VERGE Boston: How private sector innovation will ease urban congestion

With public funding for transportation infrastructure expansion or upgrades stuck in neutral across many regions -- often barely able to keep up with maintenance needs -- innovative alternative transportation schemes are critical for easing urban congestion and reducing emissions.

But the success of those initiatives will depend on close collaboration on a large scale: Both the public and private sector will need to work with mobile and big-data technologies that help citizens with route planning -- regardless of whether someone is using public transit systems, a private vehicle, bike paths, car-sharing services or other options to get from Point A to Point B, said experts speaking Monday at VERGE Boston.

"If it's too complicated, people will just get in a cab," said Monica Tibbits, executive director for 128 Business Council, an association founded almost 30 years ago by GTE Laboratories, Polaroid and The Nelson Companies to address traffic issues on the Boston area's crowded Route 128 corridor.
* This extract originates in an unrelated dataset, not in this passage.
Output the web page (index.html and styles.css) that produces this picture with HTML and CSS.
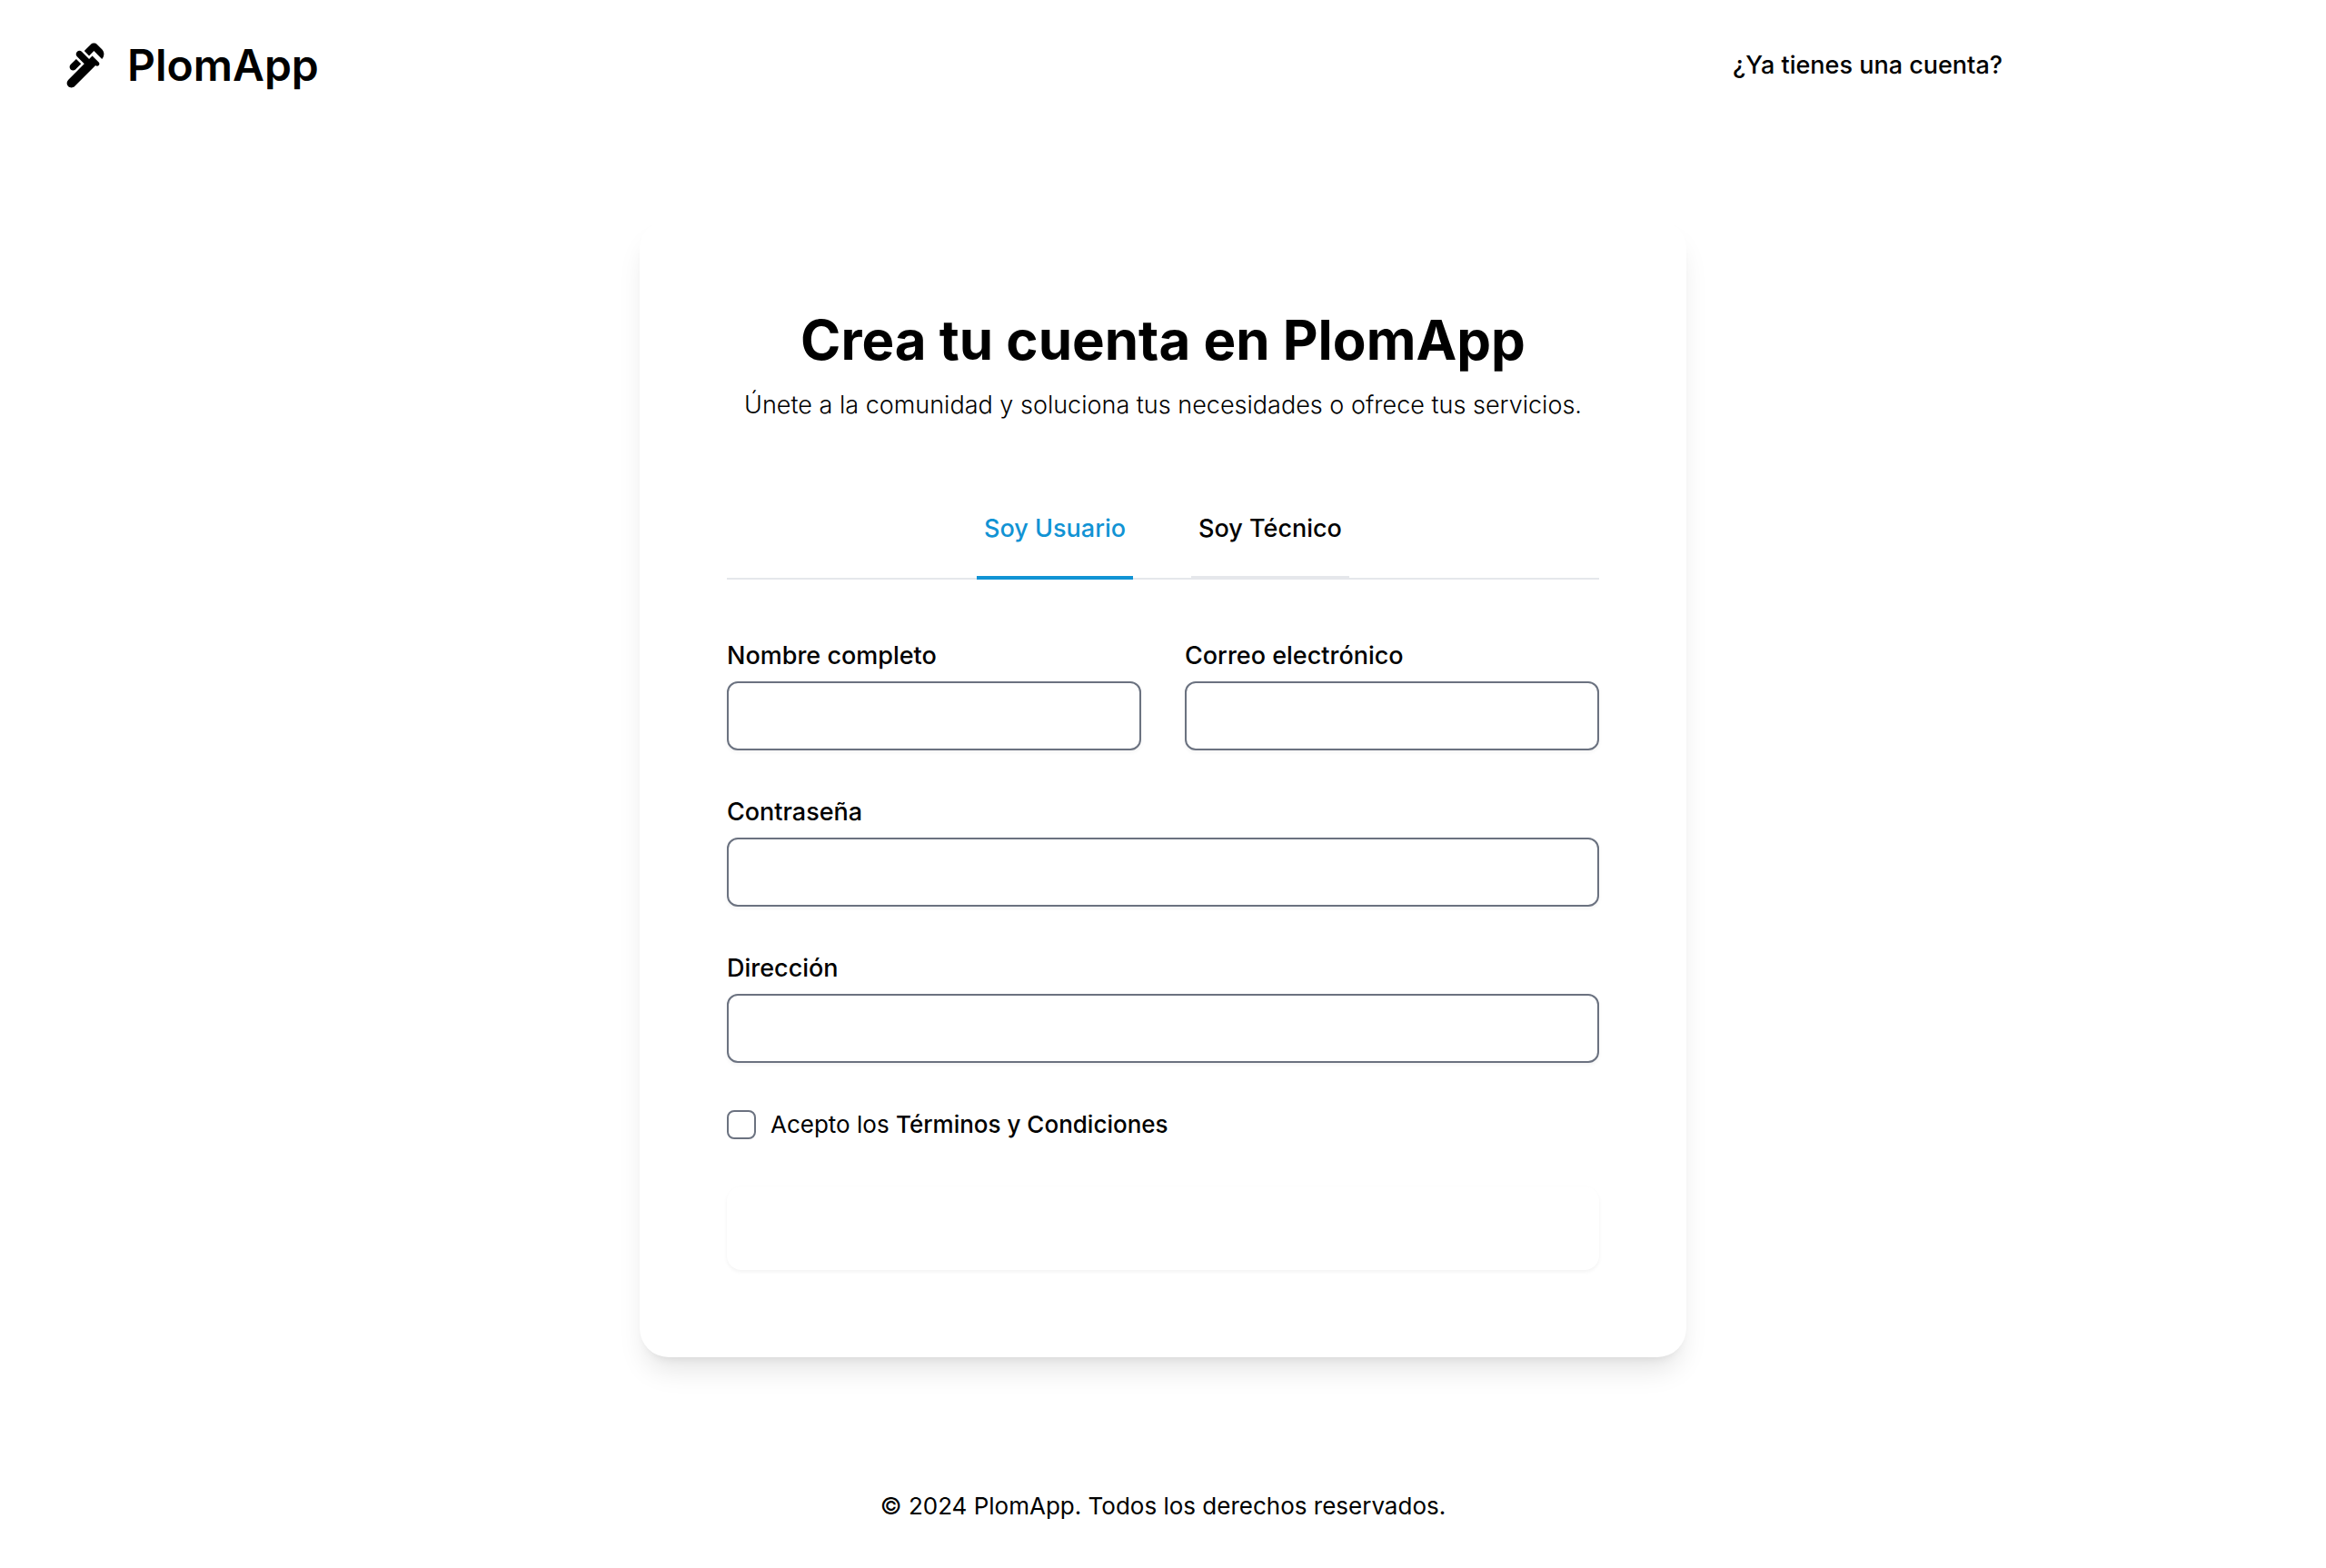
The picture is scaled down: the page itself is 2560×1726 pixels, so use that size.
FILE: index.html
```html
<!DOCTYPE html>
<html lang="es">
<head>
<meta charset="utf-8">
<meta name="viewport" content="width=device-width, initial-scale=1">
<title>PlomApp</title>
<link rel="stylesheet" href="styles.css">
</head>
<body>
<header class="header">
  <div class="brand">
    <svg class="brand-icon" viewBox="0 0 24 24" fill="currentColor" aria-hidden="true">
      <path d="M19.28 4.93l-2.12-2.12c-.78-.78-2.05-.78-2.83 0L11.5 5.64l2.12 2.12 2.12-2.12 3.54 3.54c1.17-1.18 1.17-3.08 0-4.25zM5.49 13.77c.59.59 1.54.59 2.12 0l2.47-2.47-2.12-2.13-2.47 2.47c-.59.59-.59 1.54 0 2.13z"/>
      <path d="M15.04 7.76l-.71.71-.71.71L10.44 6c-.59-.6-1.54-.6-2.12-.01-.59.59-.59 1.54 0 2.12l3.18 3.18-.71.71-6.36 6.36c-.78.78-.78 2.05 0 2.83.78.78 2.05.78 2.83 0L16.45 12c.39.39 1.02.39 1.41 0 .39-.39.39-1.02 0-1.41l-2.82-2.83z"/>
    </svg>
    <span class="brand-name">PlomApp</span>
  </div>
  <a class="account" href="#">¿Ya tienes una cuenta?</a>
</header>
<main class="main">
  <section class="card">
    <h1 class="title">Crea tu cuenta en PlomApp</h1>
    <p class="subtitle">Únete a la comunidad y soluciona tus necesidades o ofrece tus servicios.</p>
    <nav class="tabs">
      <a class="tab tab-active" href="#usuario">Soy Usuario</a>
      <a class="tab" href="#tecnico">Soy Técnico</a>
    </nav>
    <form class="form">
      <div class="row">
        <div class="field">
          <label class="label" for="name">Nombre completo</label>
          <input class="input" id="name" type="text">
        </div>
        <div class="field">
          <label class="label" for="email">Correo electrónico</label>
          <input class="input" id="email" type="email">
        </div>
      </div>
      <div class="field">
        <label class="label" for="password">Contraseña</label>
        <input class="input" id="password" type="password">
      </div>
      <div class="field">
        <label class="label" for="address">Dirección</label>
        <input class="input" id="address" type="text">
      </div>
      <div class="terms">
        <input class="checkbox" id="terms" type="checkbox">
        <label for="terms">Acepto los <a class="terms-link" href="#">Términos y Condiciones</a></label>
      </div>
      <button class="submit" type="submit" aria-label="Crear cuenta"></button>
    </form>
  </section>
</main>
<footer class="footer">© 2024 PlomApp. Todos los derechos reservados.</footer>
</body>
</html>
```
FILE: styles.css
```css
*, *::before, *::after {
  box-sizing: border-box;
}

body {
  margin: 0;
  min-height: 100vh;
  display: flex;
  flex-direction: column;
  background: #fff;
  color: #000;
  font-family: Inter, "Liberation Sans", sans-serif;
  font-size: 27px;
  font-weight: 400;
  line-height: 40px;
}

a {
  color: inherit;
  text-decoration: none;
}

.header {
  display: flex;
  align-items: center;
  justify-content: space-between;
  padding: 42px 356px 44px 64px;
}

.brand {
  display: flex;
  align-items: center;
  gap: 16px;
}

.brand-icon {
  width: 60px;
  height: 60px;
}

.brand-name {
  font-size: 48px;
  font-weight: 600;
  line-height: 60px;
}

.account {
  font-weight: 500;
}

.main {
  flex: 1;
  display: flex;
  align-items: center;
  justify-content: center;
  padding: 96px 32px;
}

.card {
  width: 100%;
  max-width: 1152px;
  padding: 96px;
  border-radius: 32px;
  background: #fff;
  box-shadow: 0 20px 30px -6px rgba(0, 0, 0, 0.1), 0 8px 12px -8px rgba(0, 0, 0, 0.1);
}

.title {
  margin: 0 0 16px;
  font-size: 60px;
  font-weight: 700;
  line-height: 72px;
  text-align: center;
}

.subtitle {
  margin: 0 0 64px;
  font-weight: 300;
  text-align: center;
}

.tabs {
  display: flex;
  justify-content: center;
  gap: 64px;
  margin-bottom: 64px;
  box-shadow: inset 0 -2px #e5e7eb;
}

.tab {
  padding: 32px 8px;
  border-bottom: 4px solid #e5e7eb;
  font-weight: 500;
}

.tab-active {
  border-color: #1193d4;
  color: #1193d4;
}

.form {
  display: flex;
  flex-direction: column;
  gap: 48px;
}

.row {
  display: grid;
  grid-template-columns: 1fr 1fr;
  gap: 48px;
}

.field {
  display: flex;
  flex-direction: column;
  gap: 8px;
}

.label {
  font-weight: 500;
}

.input {
  width: 100%;
  height: 76px;
  padding: 16px 24px;
  border: 2px solid #6b7280;
  border-radius: 12px;
  background: #fff;
  font: inherit;
  box-shadow: 0 2px 4px rgba(0, 0, 0, 0.05);
}

.terms {
  display: flex;
  align-items: center;
  gap: 16px;
  font-size: 26px;
}

.checkbox {
  appearance: none;
  width: 32px;
  height: 32px;
  margin: 0;
  border: 2px solid #6b7280;
  border-radius: 8px;
  background: #fff;
}

.terms-link {
  font-weight: 500;
}

.submit {
  height: 92px;
  border: 0;
  border-radius: 16px;
  background: #fff;
  box-shadow: 0 2px 4px rgba(0, 0, 0, 0.05);
}

.footer {
  padding: 48px;
  font-size: 26px;
  text-align: center;
}
```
That realization has prompted 128 Business Council to invest seriously in software and systems that help keep riders up-to-date about schedules.

Wondering when your ride will arrive? Send a text directly to the vehicle, and it will provide an update on its status -- using machine-to-machine (M2M) communications. Have a gripe about service? Use social media to communicate your opinion to the 128 Business Council staff.

Next up: the association is developing a way to expose its data and algorithms so that they can be used by developers who are creating transit information applications that aggregate information across multiple systems and agencies.

Examples include Smart Ride, which offers up bus schedules from cities around the country using the GPS in your mobile phone, or Hubway, which offers bike-sharing services across the Boston area.

"We want to make this open source," Tibbits said, noting that it will probably take at least 12 months for the project to reach fruition.

Providing potential riders with information about all of their options for a given commute or trip is a massive big-data challenge, noted Bill Knapp, chief operating officer of car2go, a service that manages and shares fleets of cars across urban zones -- and that relies heavily on the data that it collects from the fleets' global positioning satellite systems to help provide would-be renters with information about where vehicles are available.